## DATA BLOCK
▼
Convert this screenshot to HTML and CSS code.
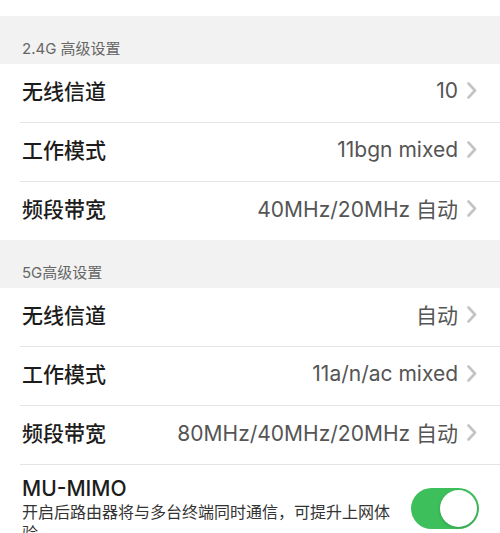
FILE: index.html
```html
<!DOCTYPE html>
<html lang="zh-CN">
<head>
    <meta charset="UTF-8">
    <meta name="viewport" content="width=device-width, initial-scale=1.0">
    <title>高级设置</title>
    <link rel="stylesheet" href="styles.css">
</head>
<body>
    <div class="top-cap"></div>

    <!-- 2.4G -->
    <div class="section-title">2.4G 高级设置</div>
    <div class="group">
        <div class="row">
            <span class="label">无线信道</span>
            <span class="value">10</span>
            <svg class="chevron" viewBox="0 0 10 17"><polyline points="1.5,1.5 8,8.5 1.5,15.5"/></svg>
        </div>
        <div class="row">
            <span class="label">工作模式</span>
            <span class="value">11bgn mixed</span>
            <svg class="chevron" viewBox="0 0 10 17"><polyline points="1.5,1.5 8,8.5 1.5,15.5"/></svg>
        </div>
        <div class="row">
            <span class="label">频段带宽</span>
            <span class="value">40MHz/20MHz 自动</span>
            <svg class="chevron" viewBox="0 0 10 17"><polyline points="1.5,1.5 8,8.5 1.5,15.5"/></svg>
        </div>
    </div>

    <!-- 5G -->
    <div class="section-title">5G高级设置</div>
    <div class="group">
        <div class="row">
            <span class="label">无线信道</span>
            <span class="value">自动</span>
            <svg class="chevron" viewBox="0 0 10 17"><polyline points="1.5,1.5 8,8.5 1.5,15.5"/></svg>
        </div>
        <div class="row">
            <span class="label">工作模式</span>
            <span class="value">11a/n/ac mixed</span>
            <svg class="chevron" viewBox="0 0 10 17"><polyline points="1.5,1.5 8,8.5 1.5,15.5"/></svg>
        </div>
        <div class="row">
            <span class="label">频段带宽</span>
            <span class="value">80MHz/40MHz/20MHz 自动</span>
            <svg class="chevron" viewBox="0 0 10 17"><polyline points="1.5,1.5 8,8.5 1.5,15.5"/></svg>
        </div>
        <div class="row switch-row">
            <div class="switch-text">
                <div class="switch-title">MU-MIMO</div>
                <div class="switch-desc">开启后路由器将与多台终端同时通信，可提升上网体验</div>
            </div>
            <div class="toggle on"><span class="knob"></span></div>
        </div>
    </div>
</body>
</html>
```

FILE: styles.css
```css
body {
    margin: 0;
    background-color: #f2f2f2;
    font-family: Inter, "Noto Sans CJK SC", sans-serif;
    overflow: hidden;
}

.top-cap {
    height: 16px;
    background-color: white;
}

.section-title {
    height: 48px;
    box-sizing: border-box;
    padding: 0 0 6px 22px;
    display: flex;
    align-items: flex-end;
    font-size: 15px;
    color: #666;
}

.group {
    background-color: white;
}

.row {
    display: flex;
    align-items: center;
    height: 58px;
    margin-left: 20px;
    padding: 0 23px 0 2px;
    border-bottom: 1px solid #e4e4e4;
}

.row > * {
    position: relative;
    top: -3px;
}

.group .row:last-child {
    border-bottom: none;
}

.label {
    flex: 1;
    font-size: 21px;
    font-weight: 500;
    color: #1c1c1c;
}

.value {
    font-size: 21px;
    color: #555;
}

.chevron {
    width: 10px;
    height: 17px;
    margin-left: 9px;
    fill: none;
    stroke: #c4c4c8;
    stroke-width: 2.6;
    stroke-linecap: round;
    stroke-linejoin: round;
}

.switch-row {
    height: auto;
    align-items: flex-start;
    padding: 11px 21px 0 2px;
}

.switch-row > * {
    top: 0;
}

.switch-text {
    flex: 1;
    padding-right: 14px;
}

.switch-title {
    font-size: 21px;
    font-weight: 500;
    color: #1c1c1c;
    line-height: 26px;
}

.switch-desc {
    font-size: 16px;
    color: #333;
    line-height: 21px;
}

.toggle {
    position: relative;
    width: 68px;
    height: 41px;
    margin-top: 12px;
    border-radius: 21px;
    background-color: #3dbf5b;
    flex-shrink: 0;
}

.knob {
    position: absolute;
    top: 2px;
    right: 2px;
    width: 37px;
    height: 37px;
    border-radius: 50%;
    background-color: white;
    box-shadow: 0 1px 3px rgba(0, 0, 0, 0.2);
}
```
▲
## TASK PROMPT
Replicate the material above verbatim; images stay out of the copy.

## SOLUTION TO THIS PROBLEM
Convert this screenshot to HTML and CSS code.
FILE: index.html
```html
<!DOCTYPE html>
<html lang="zh-CN">
<head>
    <meta charset="UTF-8">
    <meta name="viewport" content="width=device-width, initial-scale=1.0">
    <title>高级设置</title>
    <link rel="stylesheet" href="styles.css">
</head>
<body>
    <div class="top-cap"></div>

    <!-- 2.4G -->
    <div class="section-title">2.4G 高级设置</div>
    <div class="group">
        <div class="row">
            <span class="label">无线信道</span>
            <span class="value">10</span>
            <svg class="chevron" viewBox="0 0 10 17"><polyline points="1.5,1.5 8,8.5 1.5,15.5"/></svg>
        </div>
        <div class="row">
            <span class="label">工作模式</span>
            <span class="value">11bgn mixed</span>
            <svg class="chevron" viewBox="0 0 10 17"><polyline points="1.5,1.5 8,8.5 1.5,15.5"/></svg>
        </div>
        <div class="row">
            <span class="label">频段带宽</span>
            <span class="value">40MHz/20MHz 自动</span>
            <svg class="chevron" viewBox="0 0 10 17"><polyline points="1.5,1.5 8,8.5 1.5,15.5"/></svg>
        </div>
    </div>

    <!-- 5G -->
    <div class="section-title">5G高级设置</div>
    <div class="group">
        <div class="row">
            <span class="label">无线信道</span>
            <span class="value">自动</span>
            <svg class="chevron" viewBox="0 0 10 17"><polyline points="1.5,1.5 8,8.5 1.5,15.5"/></svg>
        </div>
        <div class="row">
            <span class="label">工作模式</span>
            <span class="value">11a/n/ac mixed</span>
            <svg class="chevron" viewBox="0 0 10 17"><polyline points="1.5,1.5 8,8.5 1.5,15.5"/></svg>
        </div>
        <div class="row">
            <span class="label">频段带宽</span>
            <span class="value">80MHz/40MHz/20MHz 自动</span>
            <svg class="chevron" viewBox="0 0 10 17"><polyline points="1.5,1.5 8,8.5 1.5,15.5"/></svg>
        </div>
        <div class="row switch-row">
            <div class="switch-text">
                <div class="switch-title">MU-MIMO</div>
                <div class="switch-desc">开启后路由器将与多台终端同时通信，可提升上网体验</div>
            </div>
            <div class="toggle on"><span class="knob"></span></div>
        </div>
    </div>
</body>
</html>
```

FILE: styles.css
```css
body {
    margin: 0;
    background-color: #f2f2f2;
    font-family: Inter, "Noto Sans CJK SC", sans-serif;
    overflow: hidden;
}

.top-cap {
    height: 16px;
    background-color: white;
}

.section-title {
    height: 48px;
    box-sizing: border-box;
    padding: 0 0 6px 22px;
    display: flex;
    align-items: flex-end;
    font-size: 15px;
    color: #666;
}

.group {
    background-color: white;
}

.row {
    display: flex;
    align-items: center;
    height: 58px;
    margin-left: 20px;
    padding: 0 23px 0 2px;
    border-bottom: 1px solid #e4e4e4;
}

.row > * {
    position: relative;
    top: -3px;
}

.group .row:last-child {
    border-bottom: none;
}

.label {
    flex: 1;
    font-size: 21px;
    font-weight: 500;
    color: #1c1c1c;
}

.value {
    font-size: 21px;
    color: #555;
}

.chevron {
    width: 10px;
    height: 17px;
    margin-left: 9px;
    fill: none;
    stroke: #c4c4c8;
    stroke-width: 2.6;
    stroke-linecap: round;
    stroke-linejoin: round;
}

.switch-row {
    height: auto;
    align-items: flex-start;
    padding: 11px 21px 0 2px;
}

.switch-row > * {
    top: 0;
}

.switch-text {
    flex: 1;
    padding-right: 14px;
}

.switch-title {
    font-size: 21px;
    font-weight: 500;
    color: #1c1c1c;
    line-height: 26px;
}

.switch-desc {
    font-size: 16px;
    color: #333;
    line-height: 21px;
}

.toggle {
    position: relative;
    width: 68px;
    height: 41px;
    margin-top: 12px;
    border-radius: 21px;
    background-color: #3dbf5b;
    flex-shrink: 0;
}

.knob {
    position: absolute;
    top: 2px;
    right: 2px;
    width: 37px;
    height: 37px;
    border-radius: 50%;
    background-color: white;
    box-shadow: 0 1px 3px rgba(0, 0, 0, 0.2);
}
```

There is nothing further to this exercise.